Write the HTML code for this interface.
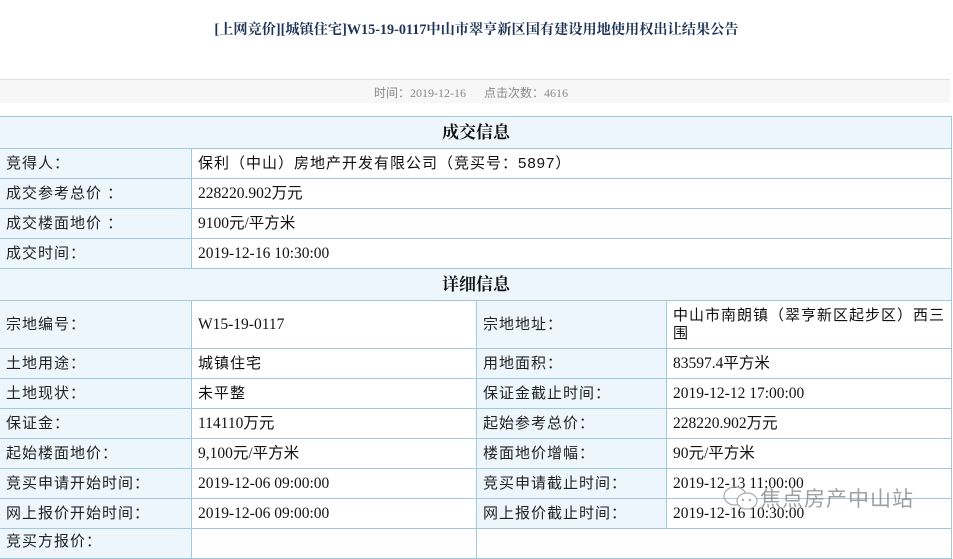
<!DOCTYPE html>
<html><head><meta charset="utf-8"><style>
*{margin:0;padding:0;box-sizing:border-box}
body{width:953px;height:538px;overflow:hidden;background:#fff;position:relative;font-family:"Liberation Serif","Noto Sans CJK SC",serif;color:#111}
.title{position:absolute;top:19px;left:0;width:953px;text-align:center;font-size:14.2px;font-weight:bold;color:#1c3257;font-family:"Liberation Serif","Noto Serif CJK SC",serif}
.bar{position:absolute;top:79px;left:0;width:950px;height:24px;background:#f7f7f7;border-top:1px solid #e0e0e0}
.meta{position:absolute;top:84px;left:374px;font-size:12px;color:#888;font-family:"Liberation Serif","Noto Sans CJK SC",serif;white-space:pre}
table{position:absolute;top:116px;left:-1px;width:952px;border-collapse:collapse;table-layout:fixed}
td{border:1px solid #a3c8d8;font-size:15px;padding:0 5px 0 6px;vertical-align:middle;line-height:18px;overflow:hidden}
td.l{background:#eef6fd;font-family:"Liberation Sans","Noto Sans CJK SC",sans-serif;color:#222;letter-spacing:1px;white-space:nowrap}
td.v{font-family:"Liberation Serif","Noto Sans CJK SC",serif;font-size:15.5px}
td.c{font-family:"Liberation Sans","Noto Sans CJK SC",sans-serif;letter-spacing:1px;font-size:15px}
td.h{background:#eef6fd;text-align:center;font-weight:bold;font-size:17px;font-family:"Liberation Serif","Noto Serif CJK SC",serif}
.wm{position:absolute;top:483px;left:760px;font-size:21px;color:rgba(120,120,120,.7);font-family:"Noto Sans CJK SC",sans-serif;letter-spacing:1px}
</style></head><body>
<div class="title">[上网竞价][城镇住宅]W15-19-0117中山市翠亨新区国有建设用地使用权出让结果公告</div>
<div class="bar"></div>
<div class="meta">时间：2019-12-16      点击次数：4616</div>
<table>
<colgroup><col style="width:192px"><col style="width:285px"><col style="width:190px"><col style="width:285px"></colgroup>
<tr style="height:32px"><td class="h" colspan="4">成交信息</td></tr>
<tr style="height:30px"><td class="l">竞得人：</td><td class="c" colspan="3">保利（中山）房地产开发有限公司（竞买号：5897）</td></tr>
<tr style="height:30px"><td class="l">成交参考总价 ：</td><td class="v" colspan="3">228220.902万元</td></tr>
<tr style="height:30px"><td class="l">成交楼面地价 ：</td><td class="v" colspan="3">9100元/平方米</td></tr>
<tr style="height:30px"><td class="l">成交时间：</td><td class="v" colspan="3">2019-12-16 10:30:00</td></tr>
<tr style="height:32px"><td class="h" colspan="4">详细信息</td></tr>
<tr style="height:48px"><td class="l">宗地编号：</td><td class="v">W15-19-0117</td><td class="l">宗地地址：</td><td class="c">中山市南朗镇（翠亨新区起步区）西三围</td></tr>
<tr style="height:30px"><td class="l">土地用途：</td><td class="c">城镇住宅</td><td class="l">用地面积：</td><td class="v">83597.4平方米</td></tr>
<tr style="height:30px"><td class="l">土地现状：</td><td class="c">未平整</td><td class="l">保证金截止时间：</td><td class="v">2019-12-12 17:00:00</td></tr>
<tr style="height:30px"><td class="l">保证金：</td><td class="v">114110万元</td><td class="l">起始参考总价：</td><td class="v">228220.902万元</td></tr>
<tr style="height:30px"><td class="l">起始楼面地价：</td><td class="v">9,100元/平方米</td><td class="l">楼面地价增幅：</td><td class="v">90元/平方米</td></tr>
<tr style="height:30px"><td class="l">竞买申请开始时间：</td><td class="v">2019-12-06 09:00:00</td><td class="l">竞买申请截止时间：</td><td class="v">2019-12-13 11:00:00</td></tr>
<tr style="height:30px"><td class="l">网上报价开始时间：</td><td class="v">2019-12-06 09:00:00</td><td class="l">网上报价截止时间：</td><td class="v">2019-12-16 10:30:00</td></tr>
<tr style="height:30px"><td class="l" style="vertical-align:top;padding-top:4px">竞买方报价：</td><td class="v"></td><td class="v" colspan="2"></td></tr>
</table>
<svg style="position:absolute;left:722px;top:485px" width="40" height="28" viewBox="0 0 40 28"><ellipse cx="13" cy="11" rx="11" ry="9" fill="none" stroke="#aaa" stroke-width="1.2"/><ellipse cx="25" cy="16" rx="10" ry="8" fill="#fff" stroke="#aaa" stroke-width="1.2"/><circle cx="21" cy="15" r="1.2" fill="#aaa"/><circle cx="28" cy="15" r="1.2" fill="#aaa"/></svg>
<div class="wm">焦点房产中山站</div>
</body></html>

EXERCISE GOAL – Reproduce the material above verbatim; omit every picture.

THE COMPLETED TASK –
Write the HTML code for this interface.
<!DOCTYPE html>
<html><head><meta charset="utf-8"><style>
*{margin:0;padding:0;box-sizing:border-box}
body{width:953px;height:538px;overflow:hidden;background:#fff;position:relative;font-family:"Liberation Serif","Noto Sans CJK SC",serif;color:#111}
.title{position:absolute;top:19px;left:0;width:953px;text-align:center;font-size:14.2px;font-weight:bold;color:#1c3257;font-family:"Liberation Serif","Noto Serif CJK SC",serif}
.bar{position:absolute;top:79px;left:0;width:950px;height:24px;background:#f7f7f7;border-top:1px solid #e0e0e0}
.meta{position:absolute;top:84px;left:374px;font-size:12px;color:#888;font-family:"Liberation Serif","Noto Sans CJK SC",serif;white-space:pre}
table{position:absolute;top:116px;left:-1px;width:952px;border-collapse:collapse;table-layout:fixed}
td{border:1px solid #a3c8d8;font-size:15px;padding:0 5px 0 6px;vertical-align:middle;line-height:18px;overflow:hidden}
td.l{background:#eef6fd;font-family:"Liberation Sans","Noto Sans CJK SC",sans-serif;color:#222;letter-spacing:1px;white-space:nowrap}
td.v{font-family:"Liberation Serif","Noto Sans CJK SC",serif;font-size:15.5px}
td.c{font-family:"Liberation Sans","Noto Sans CJK SC",sans-serif;letter-spacing:1px;font-size:15px}
td.h{background:#eef6fd;text-align:center;font-weight:bold;font-size:17px;font-family:"Liberation Serif","Noto Serif CJK SC",serif}
.wm{position:absolute;top:483px;left:760px;font-size:21px;color:rgba(120,120,120,.7);font-family:"Noto Sans CJK SC",sans-serif;letter-spacing:1px}
</style></head><body>
<div class="title">[上网竞价][城镇住宅]W15-19-0117中山市翠亨新区国有建设用地使用权出让结果公告</div>
<div class="bar"></div>
<div class="meta">时间：2019-12-16      点击次数：4616</div>
<table>
<colgroup><col style="width:192px"><col style="width:285px"><col style="width:190px"><col style="width:285px"></colgroup>
<tr style="height:32px"><td class="h" colspan="4">成交信息</td></tr>
<tr style="height:30px"><td class="l">竞得人：</td><td class="c" colspan="3">保利（中山）房地产开发有限公司（竞买号：5897）</td></tr>
<tr style="height:30px"><td class="l">成交参考总价 ：</td><td class="v" colspan="3">228220.902万元</td></tr>
<tr style="height:30px"><td class="l">成交楼面地价 ：</td><td class="v" colspan="3">9100元/平方米</td></tr>
<tr style="height:30px"><td class="l">成交时间：</td><td class="v" colspan="3">2019-12-16 10:30:00</td></tr>
<tr style="height:32px"><td class="h" colspan="4">详细信息</td></tr>
<tr style="height:48px"><td class="l">宗地编号：</td><td class="v">W15-19-0117</td><td class="l">宗地地址：</td><td class="c">中山市南朗镇（翠亨新区起步区）西三围</td></tr>
<tr style="height:30px"><td class="l">土地用途：</td><td class="c">城镇住宅</td><td class="l">用地面积：</td><td class="v">83597.4平方米</td></tr>
<tr style="height:30px"><td class="l">土地现状：</td><td class="c">未平整</td><td class="l">保证金截止时间：</td><td class="v">2019-12-12 17:00:00</td></tr>
<tr style="height:30px"><td class="l">保证金：</td><td class="v">114110万元</td><td class="l">起始参考总价：</td><td class="v">228220.902万元</td></tr>
<tr style="height:30px"><td class="l">起始楼面地价：</td><td class="v">9,100元/平方米</td><td class="l">楼面地价增幅：</td><td class="v">90元/平方米</td></tr>
<tr style="height:30px"><td class="l">竞买申请开始时间：</td><td class="v">2019-12-06 09:00:00</td><td class="l">竞买申请截止时间：</td><td class="v">2019-12-13 11:00:00</td></tr>
<tr style="height:30px"><td class="l">网上报价开始时间：</td><td class="v">2019-12-06 09:00:00</td><td class="l">网上报价截止时间：</td><td class="v">2019-12-16 10:30:00</td></tr>
<tr style="height:30px"><td class="l" style="vertical-align:top;padding-top:4px">竞买方报价：</td><td class="v"></td><td class="v" colspan="2"></td></tr>
</table>
<svg style="position:absolute;left:722px;top:485px" width="40" height="28" viewBox="0 0 40 28"><ellipse cx="13" cy="11" rx="11" ry="9" fill="none" stroke="#aaa" stroke-width="1.2"/><ellipse cx="25" cy="16" rx="10" ry="8" fill="#fff" stroke="#aaa" stroke-width="1.2"/><circle cx="21" cy="15" r="1.2" fill="#aaa"/><circle cx="28" cy="15" r="1.2" fill="#aaa"/></svg>
<div class="wm">焦点房产中山站</div>
</body></html>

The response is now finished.